Problème : à la sortie des machines, le rendu des images TMA n’est pas forcément optimal. “La thèse visait donc à améliorer leur qualité. Le travail à réaliser a été décomposé en trois parties. Il y a d’abord eu un travail de réalignement des spots sur une grille parfaitement orthogonale, afin de faciliter la lecture automatique des images. La deuxième étape a consisté à corriger certains artefacts de construction des images. Le balayage laser, par exemple, produit des lignes de pixels qu’il faut ensuite réaligner les unes par rapport aux autres. Et en troisième lieu, nous avons principalement cherché à enlever le flou qui peut persister sur les images.”
Traitement rapide
Ce troisième volet a permis de mettre au point une méthode de déconvolution innovante qui se distingue par sa rapidité de traitement. “Elle peut traiter une image de 512 par 512 pixels en moins d’une seconde et une image de 10 000 par 80 000 en quelques minutes. Cette vitesse est sensiblement la même pour les deux versions de notre déconvolueur développées simultanément sous MATLAB et en C++.”
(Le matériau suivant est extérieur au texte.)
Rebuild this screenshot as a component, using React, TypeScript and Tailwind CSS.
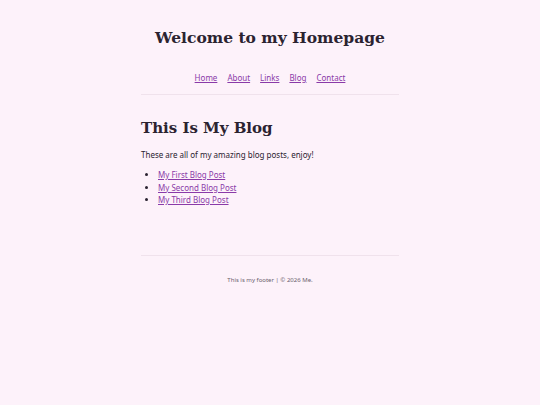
const serif = { fontFamily: '"DejaVu Serif", Georgia, serif' };

export default function App() {
  return (
    <div className="min-h-[405px] bg-[#fdf2fa] text-[#2a2230]" style={{ fontFamily: '"Noto Sans", sans-serif' }}>
      <div className="mx-auto w-[258px]">
        <header className="pt-[26px] text-center">
          <h1 className="whitespace-nowrap text-[15.5px] font-bold leading-[24px] text-[#2b2330]" style={serif}>
            Welcome to my Homepage
          </h1>
          <nav className="mt-[22px] flex justify-center gap-[10px] text-[8px] leading-[12px]">
            {["Home", "About", "Links", "Blog", "Contact"].map((l) => (
              <a key={l} href="#" className="text-[#8a3aa8] underline">{l}</a>
            ))}
          </nav>
        </header>
        <div className="mt-[10px] h-px bg-[#f0e2ec]" />
        <main className="pt-[21px]">
          <h2 className="text-[15px] font-bold leading-[24px] text-[#2b2330]" style={serif}>
            This Is My Blog
          </h2>
          <p className="mt-[9px] text-[8px] leading-[12px]">These are all of my amazing blog posts, enjoy!</p>
          <ul className="mt-[8px] list-disc pl-[17px] text-[8px] leading-[12.5px]">
            <li><a href="#" className="text-[#8a3aa8] underline">My First Blog Post</a></li>
            <li><a href="#" className="text-[#8a3aa8] underline">My Second Blog Post</a></li>
            <li><a href="#" className="text-[#8a3aa8] underline">My Third Blog Post</a></li>
          </ul>
        </main>
        <div className="mt-[48px] h-px bg-[#f0e2ec]" />
        <footer className="pt-[20px] text-center text-[6px] leading-[9px] text-[#6b5f6e]">
          This is my footer | © 2026 Me.
        </footer>
      </div>
    </div>
  );
}
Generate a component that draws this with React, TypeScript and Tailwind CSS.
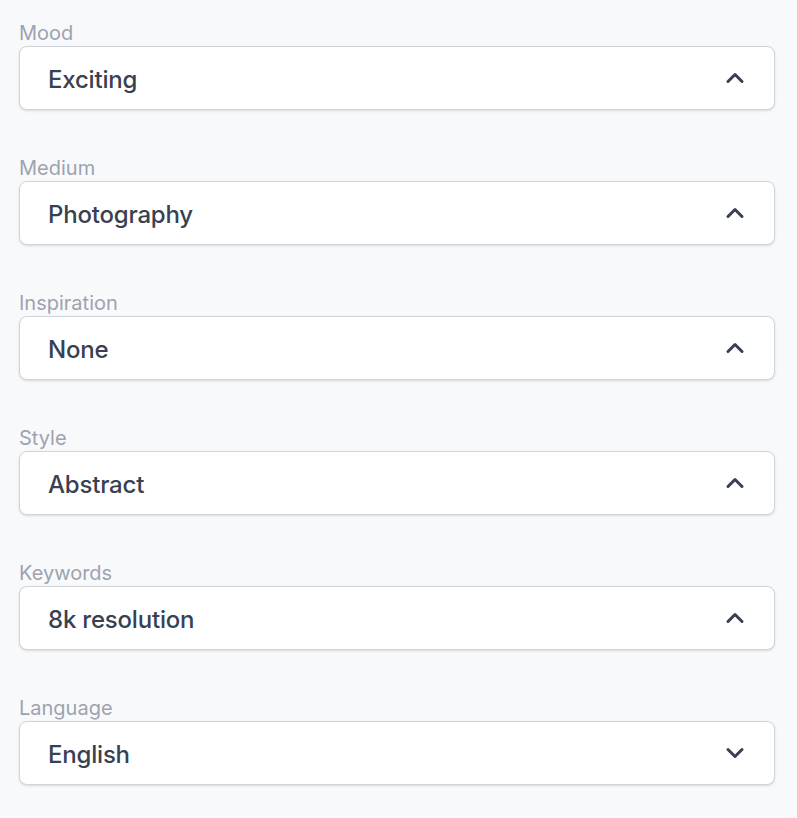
import { ChevronUp, ChevronDown } from 'lucide-react'

const FIELDS = [
    { label: 'Mood', value: 'Exciting', open: true },
    { label: 'Medium', value: 'Photography', open: true },
    { label: 'Inspiration', value: 'None', open: true },
    { label: 'Style', value: 'Abstract', open: true },
    { label: 'Keywords', value: '8k resolution', open: true },
    { label: 'Language', value: 'English', open: false },
]

export default function App() {
    return (
        <div
            className="min-h-[818px] bg-[#f8f9fb] pl-[19px] pr-[22px] pt-[18px] pb-[33px] flex flex-col gap-[43px]"
            style={{ fontFamily: 'Inter, "Noto Sans", sans-serif' }}
        >
            {FIELDS.map(({ label, value, open }) => (
                <div key={label}>
                    <label className="block pt-[2px] text-[20px] leading-[26px] text-[#9ca3af]">{label}</label>
                    <button className="w-full h-[64px] flex items-center justify-between pl-7 pr-[25px] bg-white border border-[#d1d5db] rounded-lg shadow-sm">
                        <span className="pt-[4px] text-[24px] tracking-[-0.2px] font-medium text-[#374151]">{value}</span>
                        {open
                            ? <ChevronUp size={28} strokeWidth={2.6} className="text-[#374151]" />
                            : <ChevronDown size={28} strokeWidth={2.6} className="text-[#374151]" />}
                    </button>
                </div>
            ))}
        </div>
    )
}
Dans le prolongement de la thèse, Inria a lancé une Action de développement technologique (ADT) pour permettre l’industrialisation de ce prototype nommé SparsEVolution. Cette initiative finance un poste d’ingénieur pendant six mois afin de transformer le logiciel de recherche et d’en faire un outil à destination des utilisateurs des machines Innopsys. “Il s’agit d’une licence non exclusive. S’ils le souhaitent, les autres fabricants pourront donc acquérir une licence commerciale.”
Un large cadre applicatif
Rapide et robuste, la méthode mise au point s’avère par ailleurs “suffisamment générique pour concerner toute la microscopie de fluorescence au sens large. Elle peut traiter des images de microscopie optique 2D-3D observées avec une résolution de 200 nanomètres, dans lesquelles on observe soit des amas de cellules, soit des biomolécules ou des filaments au sein d’une seule cellule, etc. Nous allons donc dépasser le cadre applicatif initial.”
Autre particularité du logiciel : sa grande flexibilité. “Souvent les méthodes de déconvolution supposent que le bruit est gaussien, qu’il est poissonnien, qu’il est Poisson-gaussien. Bref, il faut spécifier ce modèle paramétrique. Notre modèle est capable de s’adapter sans que l’on ait quoi que ce soit à changer.” Mais le contrôle humain reste possible. “Si l’utilisateur souhaite modifier le rendu, il va pouvoir le faire en affinant avec un seul paramètre.” En l’occurrence, il va jouer sur ce que l’on appelle la PSF (Point Spread Function) ou fonction d’étalement du point qui correspond à la diffraction engendrée par chaque système optique. “L’utilisateur peut observer son réglage, par exemple, sur une partie de l’image et décider de s’en servir soit pour tout le reste de l’image ou pour toute une série d’images.”
La méthode étant très rapide, les chercheurs y adjoignent des techniques permettant de choisir automatiquement le paramètre. “Nous déconvoluons l’image plusieurs fois avec des paramètres différents. Ensuite, soit nous créons une image fusionnée de toutes ces versions (parce que le paramètre a été très bon à certains endroits et moins à d’autres), soit nous calculons un critère global pour choisir la meilleure image dans le lot. Cela évite à l’utilisateur de devoir passer beaucoup de temps à les observer. Le temps de calcul global est donc proportionnel au nombre de PSF décidé par l’utilisateur.”